Whatever the reason, the promoter is the employer, and the bandleader is put, usually unwillingly, in the position of a labour broker. A fair labour practice would involve transparent negotiation at both those levels before the gig happens, enshrined in a written contract that everybody agrees to. Anything else is bound to lead to tears. It’s at that stage that the leader’s share should be agreed – based on multiple possible factors.

The bandleader is put, usually unwillingly, in the position of a labour broker

Bandleaders may be bigger drawcards than their collaborators – or they may not. They may have put more into pre-organisation and promotion, arranged transport, done all the compositions and arrangements, etc – or they may not. They may be better players – or they may not. Sometimes they’re the one who, in Keylock’s charming and (perhaps unwittingly) deeply gendered phrase “plays like a poes”. In any case, jazz is a collective effort and even a brilliant improvising leader only shines on the stand because, in trombonist George Lewis’s phrase “the rest of the band has got their back.” How those issues should be dealt with in terms of respective payments – there’s nothing automatic about it – needs to be discussed transparently, agreed democratically and ideally signed to. That’s real professionalism.

Many bands I know already work like that. (Bheki Mseleku – cited erroneously by Keylock as an old-style leader – regularly gave up his share so bands he led could eat; I saw it myself in Botswana.) Those bands that don’t, need to get with the programme fast.

Bheki Mseleku

Bheki Mseleku

The circumstances in which labour should gratefully accept advice from an employer about payment practices as Keylock describes are few. Often, it’s a divide-and-rule negotiation tactic, and that is exactly what has happened here, with Keylock’s prose setting some selective quotes from “older” musicians against his characterisation of “younger” ones. In the face of philistinism, limited resources and low pay, jazz workers needs to be united.

Yes, some of those old bandleaders did – and some still do – bully and punch out their younger sidemen. They sent the youngsters out to buy bottles and drugs and procure sex for them; or they sexually harrassed them; or they turfed the youngsters out of their rooms to accommodate binges and orgies. But first we should remember that what becomes legend is the unusual, not the usual. “OK the bandleader booked us into a hotel. He organised food for us, we all had a good night’s sleep, and then we left ridiculously early to get on the road” does not make a very exciting story.

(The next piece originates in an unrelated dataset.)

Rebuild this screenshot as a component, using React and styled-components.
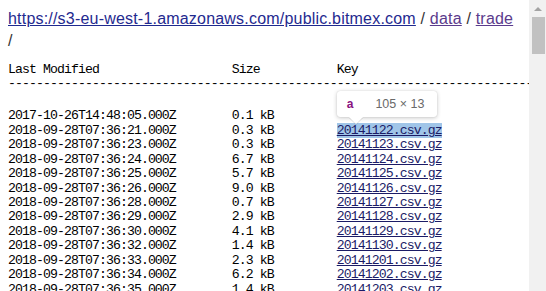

Second, what was and is, is not necessarily a model for what should be

Then there’s the false counterposition of “cash” and “creativity”, as though the two cannot coexist. The privileged often romanticise the poverty of others – you know: “Edith Piaf was so great because she grew up in the gutter.” No, Piaf and many like her might had been even greater if they had grown up more softly, and not been driven to drink and drugs to dull the pains of want and exploitation.

The privileged often romanticise the poverty of others 

And that takes us on to the framing of the story. The larger-than-life old jazzman, with gargantuan appetites and sordid bad habits shaped in the (profoundly stereotyped) “ghetto”, caring nothing about other people, who makes jazz great because he (it’s always he) is such a towering heroic soloist, is the stuff of white critical myth-making about black jazz. If you want to read the whole story of that, there’s no better book than John Gennari’s Blowin’ Hot & Cool.

That older generation of largely American and British critics shaped a voice and outlook that many of their successors, including brilliant writers such as Geoff Dyer, have subsequently adopted. It became in many contexts the voice of the genre. And it’s problematic:

Dyer calls Jones ‘Elvin’, calls Coltrane ‘Trane’; this sense of false intimacy is significant. Dyer is the author of But Beautiful, from 1991, a fictional gaze at classic-era jazz greats, in which he writes about ‘Lester’, ‘Bud’, ‘Chet’, ‘Ben’, and, for that matter, ‘Hawk’ and ‘Trane’. He writes like a club patron who insinuates himself into the company of the musicians between sets, extracts their confidences, observes scenes of intimate horror, and then passes them along—using first names and nicknames—as if to flaunt his faux-insider status. But, when the musicians are back on the bandstand, he never lets them forget that they’re there to entertain him.” That’s Richard Brody in the New Yorker commenting on Dyer’s New York Review of Books trashing of Coltrane’s album Offering: Live at Temple University. Dyer is a magnificent writer. But he’s chosen to put himself in that place: the anorak-wearing fanboy worshipping dark, exoticised myths he himself has created, and becoming tetchy when the real human beings on whom they are based don’t perform to order.

Like, for example, stepping out of myth-land to care about whether they can feed their kids.

Dudu Pukwana

Dudu Pukwana

Let’s end with stories of an old-style South African bandleader, reedman Dudu Pukwana. He did sometimes get angry with his sidemen and chase them off his stage. I remember those evenings, at a little theatre in South London: I was there. By the interval, Pukwana would have hugged everybody and reconciled. Exile was a fucker; he was under stress, and shit sometimes happened. But the saxophonist had politics. He always tried to pay his musicians fairly, and I’ve sat beside bar-table discussions where he debated with the band how the split should go.

Let me tell you about a college gig where Pukwana was a sideman, with another old-style South African leading. Pukwana found out the other guy had lied about the fee. “Show us the cash,” he demanded. “Just show us the cash.” When the rest of the band joined in, the lying leader eventually complied. Pukwana shook out the bag (it was a door take) and ostentatiously counted, first the band members and then the notes. He created five equal albeit pathetically small piles, took his own, and stood. “To me,” he said, “that seems fair. And as for you, you lying mofo, I will never, ever work with you again – not because the money is small, but because you weren’t straight with us.”